Responsive materials are materials or devices that can respond to external stimuli as they occur. A little bit of time is taken to adjust to the new surroundings, but the idea remains consistent with what is seen in nature. The most commonly used examples are the chameleon or octopus, as their responsive skin allows them to change the color or even the texture of their skin. The mechanisms behind these tactics are called chromatophores, which are pigment-filled sacs that uses muscles and nerves to change the animal's external appearance. These chromatophores are activated by neuronal activity, so an animal can change its color just by thinking about it. The animal uses another mechanism to be able to know what color or shape to take; a photo-sensitive cell within their skin called opsin is able to detect light (and possibly color). The animal can use these opsins to their advantage to quickly assess their surroundings, before turning on their chromatophores to accurately camouflage to their circumstances.
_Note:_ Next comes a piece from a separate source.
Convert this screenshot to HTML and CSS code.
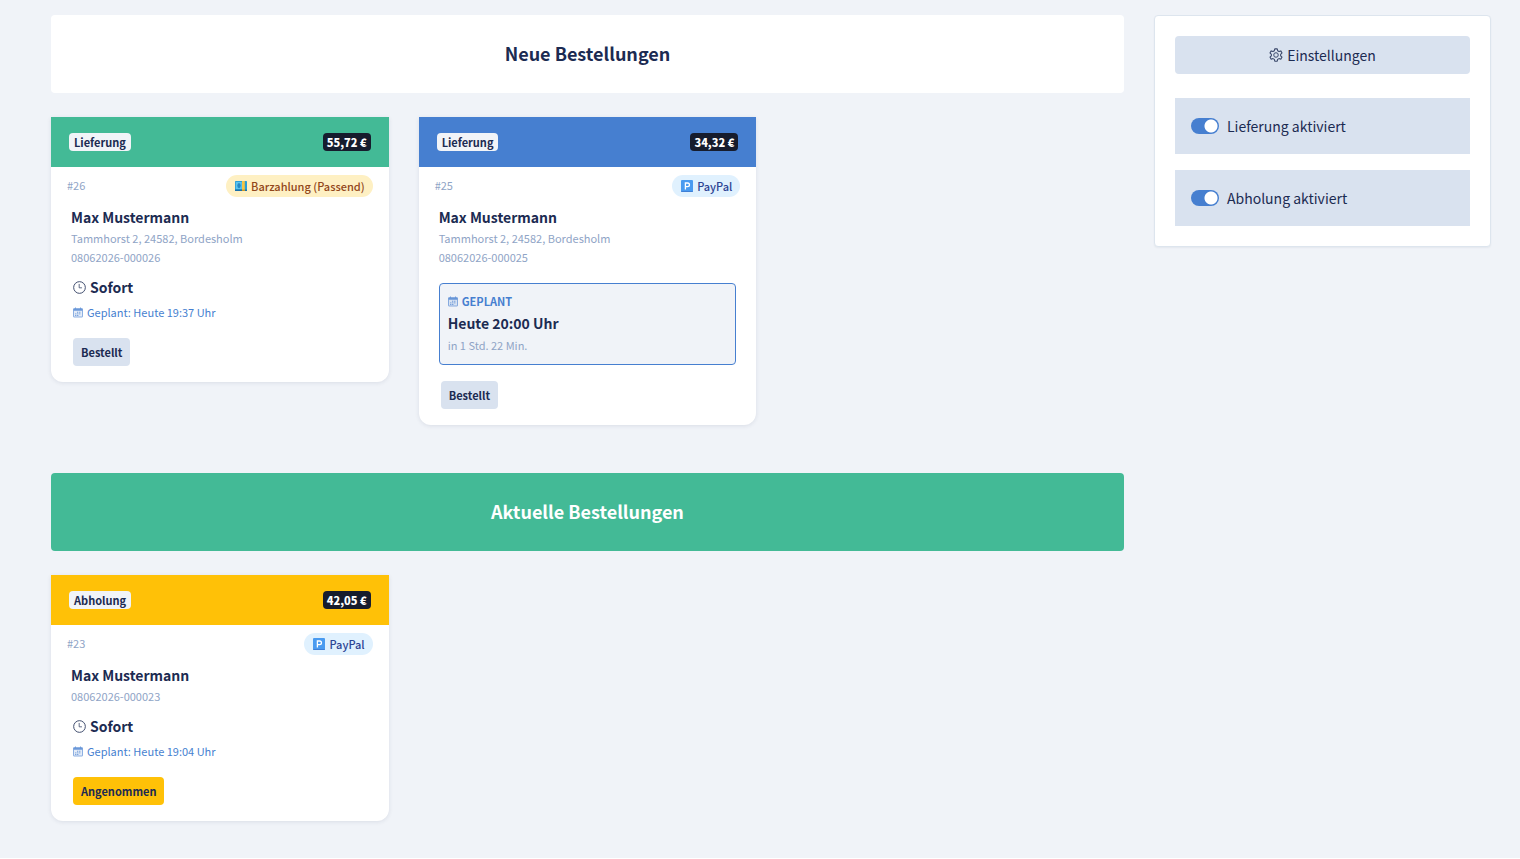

A lot of creatures have camouflage incorporated into their bodies — take the fish in the figure on the right for example. In this hypothetical, the animal can appear in two different ways depending on their surroundings: in the middle of the ocean away from all solid objects, it can appear near-translucent; near the sea floor where potential predators will only sense it from above, it can turn darker to naturally blend in with the rocky bottom. Many fish, such as the marine hatchetfish, use a combination of camouflage techniques to achieve these appearances. Silvering, a common tactic, utilizes highly reflective scales to reflect the surrounding light effectively enough to make the scales appear invisible from the side. Counterillumination, a tactic used more by deep-sea dwellers, uses a luminous organ located in the bottom of the body to emit light in order to appear brighter from underneath. At this angle, the light emitted is at an intensity meant to replicate the sunlight as it appears on the surface of the water. Thus, from below the creature is essentially invisible to many predators.
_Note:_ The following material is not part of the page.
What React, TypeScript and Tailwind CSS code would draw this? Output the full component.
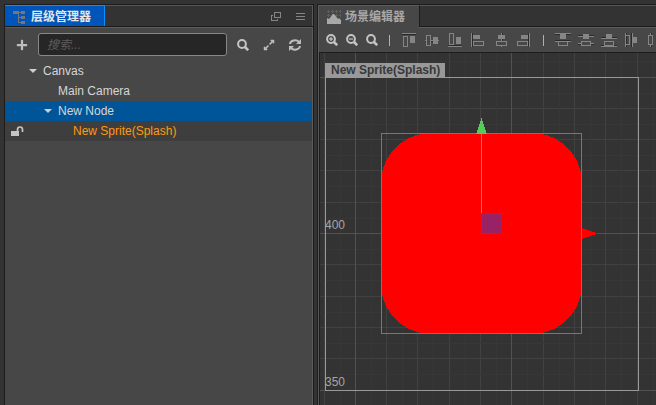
import { useState } from 'react';
import { FaExpandAlt, FaPlus } from 'react-icons/fa';

type AlignKind = 'top' | 'middle' | 'bottom' | 'left' | 'center' | 'right';
type DistributeKind = 'top' | 'middle' | 'bottom' | 'left' | 'center';

const tree = [
  { name: 'Canvas', pad: 'pl-0', open: true, unlocked: false },
  { name: 'Main Camera', pad: 'pl-[15px]', open: false, unlocked: false },
  { name: 'New Node', pad: 'pl-[15px]', open: true, unlocked: false },
  { name: 'New Sprite(Splash)', pad: 'pl-[30px]', open: false, unlocked: true },
];

const alignItems: AlignKind[] = ['top', 'middle', 'bottom', 'left', 'center', 'right'];
const distributeItems: DistributeKind[] = ['top', 'middle', 'bottom', 'left', 'center'];

function TreeIcon() {
  return (
    <svg width="13" height="14" viewBox="0 0 13 14" fill="none" shapeRendering="crispEdges" aria-hidden="true">
      <path d="M0 1h6v3H0zM8 1h4v3H8zM8 6h4v3H8zM8 11h4v3H8z" fill="#74767a" />
      <path d="M6 2.5h2M5.500 4v8.5H8M5.500 7.5H8" stroke="#74767a" />
    </svg>
  );
}

function SceneIcon() {
  return (
    <svg width="14" height="14" viewBox="0 0 14 14" aria-hidden="true">
      <path d="M0 1.5h14M0 5.5h14M1.5 0v8M5.5 0v8M9.5 0v8M13.5 0v8" stroke="#5e5e5e" strokeDasharray="3 1" shapeRendering="crispEdges" />
      <path d="M0 14V8l2 1 4-5h1l4 5 1-1 2 2v4z" fill="#a8a8a8" />
    </svg>
  );
}

function RefreshIcon() {
  return (
    <svg width="12" height="12" viewBox="0 0 12 12" fill="none" stroke="#bdbdbd" strokeWidth="2" aria-hidden="true">
      <path d="M1 5a5 4 0 0 1 9-2M11 7a5 4 0 0 1-9 2" />
      <path d="M12 0v5H7zM0 12V7h5z" fill="#bdbdbd" stroke="none" />
    </svg>
  );
}

function UnlockIcon() {
  return (
    <svg width="13" height="11" viewBox="0 0 13 11" fill="none" aria-hidden="true">
      <path d="M0 5h8v5H0z" fill="#c4c4c4" />
      <path d="M6.500 5V3.500a2.500 2.500 0 0 1 5 0V6" stroke="#c4c4c4" strokeWidth="1.7" />
    </svg>
  );
}

function ZoomIcon({ sign }: { sign?: 'plus' | 'minus' }) {
  return (
    <svg width="12" height="12" viewBox="0 0 12 12" fill="none" stroke="#c4c4c4" aria-hidden="true">
      <circle cx="5" cy="5" r="3.9" strokeWidth="2" />
      <path d="M8 8l3.200 3.200" strokeWidth="2.6" />
      {sign && <path d="M3 5h4" strokeWidth="1.2" />}
      {sign === 'plus' && <path d="M5 3v4" strokeWidth="1.2" />}
    </svg>
  );
}

const alignPaths = {
  top: { line: 'M0 .5h14', shade: 'M0 1.5h14', box: 'M1.5 3.5h4v10h-4z', solid: 'M8 3h5v7H8z' },
  middle: { line: 'M0 7.5h1M6 7.5h3M13 7.5h1', shade: 'M0 8.5h1M6 8.5h3', box: 'M1.5 2.5h4v10h-4z', solid: 'M8 4h5v7H8z' },
  bottom: { line: 'M0 13.5h14', shade: 'M0 12.5h14', box: 'M1.5 .5h4v11h-4z', solid: 'M8 4h5v7H8z' },
  left: { line: 'M.5 0v14', shade: 'M1.5 0v14', box: 'M2.5 8.5h10v4h-10z', solid: 'M2 2h7v4H2z' },
  center: { line: 'M7.5 0v2M7.5 6v2M7.5 13v1', shade: 'M8.5 0v2M8.5 6v2', box: 'M2.5 8.5h10v4h-10z', solid: 'M4 2h7v4H4z' },
  right: { line: 'M12.5 0v14', shade: 'M11.5 0v14', box: 'M.5 8.5h10v4H.5z', solid: 'M4 2h7v4H4z' },
};

function AlignIcon({ kind }: { kind: AlignKind }) {
  const { line, shade, box, solid } = alignPaths[kind];
  return (
    <svg width="14" height="14" viewBox="0 0 14 14" fill="none" stroke="#858585" shapeRendering="crispEdges" aria-hidden="true">
      <path d={shade} stroke="#2b2b2b" />
      <path d={line} />
      <path d={box} />
      <path d={solid} fill="#858585" stroke="none" />
    </svg>
  );
}

const distributePaths = {
  top: { line: 'M0 .5h16M0 8.5h16', shade: 'M0 1.5h16M0 7.5h16', box: 'M3.5 8.5h9v4h-9z', solid: 'M5 1h6v5H5z' },
  middle: { line: 'M0 3.5h16M0 10.5h3M13 10.5h3', shade: 'M0 2.5h16M0 11.5h3M13 11.5h3', box: 'M3.5 8.5h9v4h-9z', solid: 'M5 1h6v5H5z' },
  bottom: { line: 'M0 5.5h16M0 13.5h16', shade: 'M0 4.5h16M0 12.5h16', box: 'M3.5 8.5h9v4h-9z', solid: 'M5 1h6v4H5z' },
  left: { line: 'M1.5 0v14M8.5 0v14', shade: 'M2.5 0v14M7.500 0v14', box: 'M1.5 2.5h4v9h-4z', solid: 'M9 4h4v6h-4z' },
  center: { line: 'M3.5 0v2M3.5 12v2M11.5 0v14', shade: 'M4.5 0v2M4.5 12v2', box: 'M1.5 2.5h4v9h-4z', solid: 'M10 4h4v6h-4z' },
};

function DistributeIcon({ kind }: { kind: DistributeKind }) {
  const { line, shade, box, solid } = distributePaths[kind];
  return (
    <svg width="16" height="14" viewBox="0 0 16 14" fill="none" stroke="#858585" shapeRendering="crispEdges" aria-hidden="true">
      <path d={shade} stroke="#2b2b2b" />
      <path d={line} />
      <path d={box} />
      <path d={solid} fill="#858585" stroke="none" />
    </svg>
  );
}

function Divider() {
  return <span className="h-[11px] w-px shrink-0 bg-[#b0b0b0]" />;
}

function Hierarchy() {
  const [selected, setSelected] = useState('New Node');
  const iconButton = 'flex h-5 w-5 items-center justify-center text-[#bdbdbd]';

  return (
    <section className="flex w-[310px] shrink-0 flex-col border border-b-0 border-[#1c1c1c] bg-[#474747]">
      <header className="flex h-[22px] items-stretch border-b border-[#1c1c1c] bg-[#333]">
        <h2 className="flex w-[100px] items-center gap-[5px] border-t border-r border-[#0b8cff] bg-[#0055bb] pt-px pl-2 text-[12px] font-bold text-[#e6e6e6]">
          <TreeIcon />
          层级管理器
        </h2>
        <div className="flex flex-1 items-center justify-end gap-[15px] border-t border-r border-[#565656] pr-[7px]">
          <button type="button" aria-label="Pop out">
            <svg width="10" height="9" viewBox="0 0 10 9" fill="none" stroke="#858585" shapeRendering="crispEdges">
              <path d="M3.5 .5h6v5h-6zM2 3.5H.5v5h6V7" />
            </svg>
          </button>
          <button type="button" aria-label="Menu">
            <svg width="9" height="7" viewBox="0 0 9 7" stroke="#858585" shapeRendering="crispEdges">
              <path d="M0 .5h9M0 3.5h9M0 6.5h9" />
            </svg>
          </button>
        </div>
      </header>
      <div className="flex flex-1 flex-col border-t border-r border-[#5c5c5c]">
        <div className="flex h-[33px] items-center gap-[6px] px-[7px]">
          <button type="button" aria-label="Add" className={iconButton}><FaPlus size={12} /></button>
          <input
            aria-label="搜索"
            placeholder="搜索..."
            className="h-[23px] min-w-0 flex-1 rounded-[3px] border border-[#888] bg-[#262626] px-2 text-[12px] text-[#ccc] italic placeholder-[#5c5c5c]"
          />
          <button type="button" aria-label="Search" className={iconButton}><ZoomIcon /></button>
          <button type="button" aria-label="Expand" className={iconButton}><FaExpandAlt size={12} /></button>
          <button type="button" aria-label="Refresh" className={iconButton}><RefreshIcon /></button>
        </div>
        <ul>
          {tree.map((node) => (
            <li
              key={node.name}
              className={`flex h-5 items-center text-[12px] ${
                node.name === selected ? 'bg-[#005599]' : node.unlocked ? 'bg-[#3e3e3e]' : ''
              } ${node.unlocked ? 'text-[#fd9a10]' : 'text-[#d6d6d6]'}`}
            >
              <span className="flex w-6 shrink-0 justify-center">
                {node.unlocked && <UnlockIcon />}
              </span>
              <button
                type="button"
                onClick={() => setSelected(node.name)}
                className={`flex flex-1 items-center ${node.pad}`}
              >
                <span className="w-[14px] shrink-0">
                  {node.open && (
                    <svg width="8" height="4" viewBox="0 0 8 4" fill="#cfcfcf">
                      <path d="M0 0h8L4 4z" />
                    </svg>
                  )}
                </span>
                {node.name}
              </button>
            </li>
          ))}
        </ul>
      </div>
    </section>
  );
}

// grid cells are 10 world units wide, every fifth line is a major one
const CELL = 31.3;

function SceneView() {
  const lines = Array.from({ length: 64 }, (_, i) => i - 1);
  return (
    <svg className="min-h-0 w-full flex-1 bg-[#333]" fill="none" shapeRendering="crispEdges" role="img" aria-label="Scene">
      {lines.map((i) => {
        const x = Math.floor(4 + i * CELL) + 0.5;
        const y = Math.floor(24 + i * CELL) + 0.5;
        return (
          <g key={i} stroke="#414141">
            <line x1={x + 16} x2={x + 16} y1="0" y2="100%" stroke="#373737" />
            <line x1="0" x2="100%" y1={y + 16} y2={y + 16} stroke="#373737" />
            <line x1={x} x2={x} y1="0" y2="100%" />
            <line x1="0" x2="100%" y1={y} y2={y} />
          </g>
        );
      })}
      {lines.filter((i) => i % 5 === 0).map((i) => {
        const x = Math.floor(4 + (i + 1) * CELL) + 0.5;
        const y = Math.floor(24 + i * CELL) + 0.5;
        return (
          <g key={i} stroke="#525252">
            <line x1={x} x2={x} y1="0" y2="100%" />
            <line x1="0" x2="100%" y1={y} y2={y} />
          </g>
        );
      })}
      <rect x="5.5" y="24.5" width="313" height="313" stroke="#999" />
      <g className="text-[12px]" fill="#a5a5a5">
        <text x="5" y="176">400</text>
        <text x="5" y="333">350</text>
      </g>
      <rect x="5" y="10" width="120" height="15" fill="#999" />
      <text x="11" y="21" className="text-[12px] font-bold" fill="#383838">New Sprite(Splash)</text>

      <rect x="61" y="80" width="201" height="201" rx="50" fill="#f00" />
      <rect x="61.5" y="80.5" width="200" height="200" stroke="#1d8fe8" />
      <path d="M161.5 81v79" stroke="#9b9b35" />
      <path d="M161.5 65l5.5 16h-11z" fill="#55cc55" />
      <path d="M262 175l16 5.5-16 5.5z" fill="#f00" />
      <rect x="161.5" y="160.5" width="20" height="20" fill="#992266" stroke="#4a3fc4" />
    </svg>
  );
}

function SceneEditor() {
  const tool = 'flex shrink-0 items-center justify-center';
  return (
    <section className="flex min-w-0 flex-1 flex-col border-t border-l border-[#1c1c1c] bg-[#474747]">
      <header className="flex h-[23px] shrink-0 border-l border-[#5c5c5c]">
        <h2 className="flex w-[100px] items-center gap-1 border-t border-[#5c5c5c] pl-2 text-[12px] font-bold text-[#a8a8a8]">
          <SceneIcon />
          场景编辑器
        </h2>
        <div className="flex flex-1 flex-col border-b border-[#5c5c5c]">
          <div className="flex-1 border-t border-b border-l border-t-[#565656] border-b-[#1c1c1c] border-l-[#1c1c1c] bg-[#333]" />
        </div>
      </header>
      <div className="flex h-6 shrink-0 items-center overflow-hidden border-l border-[#5c5c5c] pl-[7px]">
        <div className="flex items-center gap-2 pr-[11px]">
          <button type="button" aria-label="Zoom in" className={tool}><ZoomIcon sign="plus" /></button>
          <button type="button" aria-label="Zoom out" className={tool}><ZoomIcon sign="minus" /></button>
          <button type="button" aria-label="Reset zoom" className={tool}><ZoomIcon /></button>
        </div>
        <Divider />
        <div className="flex items-center gap-[9px] px-3">
          {alignItems.map((kind) => (
            <button key={kind} type="button" aria-label={`Align ${kind}`} className={tool}>
              <AlignIcon kind={kind} />
            </button>
          ))}
        </div>
        <Divider />
        <div className="flex items-center gap-[7px] pl-[11px]">
          {distributeItems.map((kind) => (
            <button key={kind} type="button" aria-label={`Distribute ${kind}`} className={tool}>
              <DistributeIcon kind={kind} />
            </button>
          ))}
        </div>
      </div>
      <div className="flex flex-1 flex-col border-l border-[#5c5c5c]">
        <div className="flex flex-1 flex-col border-t border-l border-[#1c1c1c]">
          <SceneView />
        </div>
      </div>
    </section>
  );
}

export default function App() {
  return (
    <div className="flex min-h-screen gap-[3px] bg-[#333] pt-1 pl-1 font-['Liberation_Sans','Noto_Sans_CJK_SC',sans-serif]">
      <Hierarchy />
      <SceneEditor />
    </div>
  );
}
Within the luminous organ is a laminar structure of photocytes and nerve branches, with relatively small gap junctions between them. It is thought that the vast interconnectivity and the layered structure of these neuro-photocyte units is what allows a deep-sea fish to rapidly respond to a situation with spontaneous luminescence. Because all of the nerves are directly connected to the spinal cord (and by extension, the brain), researchers believe that electronic signals can trigger these photocytes to react. With this line of thinking, scientists are working to develop technology using this type of neuro-photocyte unit.

These biologically inspired materials can be applied in many different circumstances. This technology can be used to camouflage objects, create a device that can mold its shape yet still retain its desired properties, or even help people in relation to biomedical applications. A coating of this technology can help incorporate a foreign body into a living ecosystem, i.e. a human body. The technology of this device allows a person's antibodies to detect the new object as a non-threat, thus permitting easier acceptance of manmade tools into the body, such as a cardiac pacing device to the chest.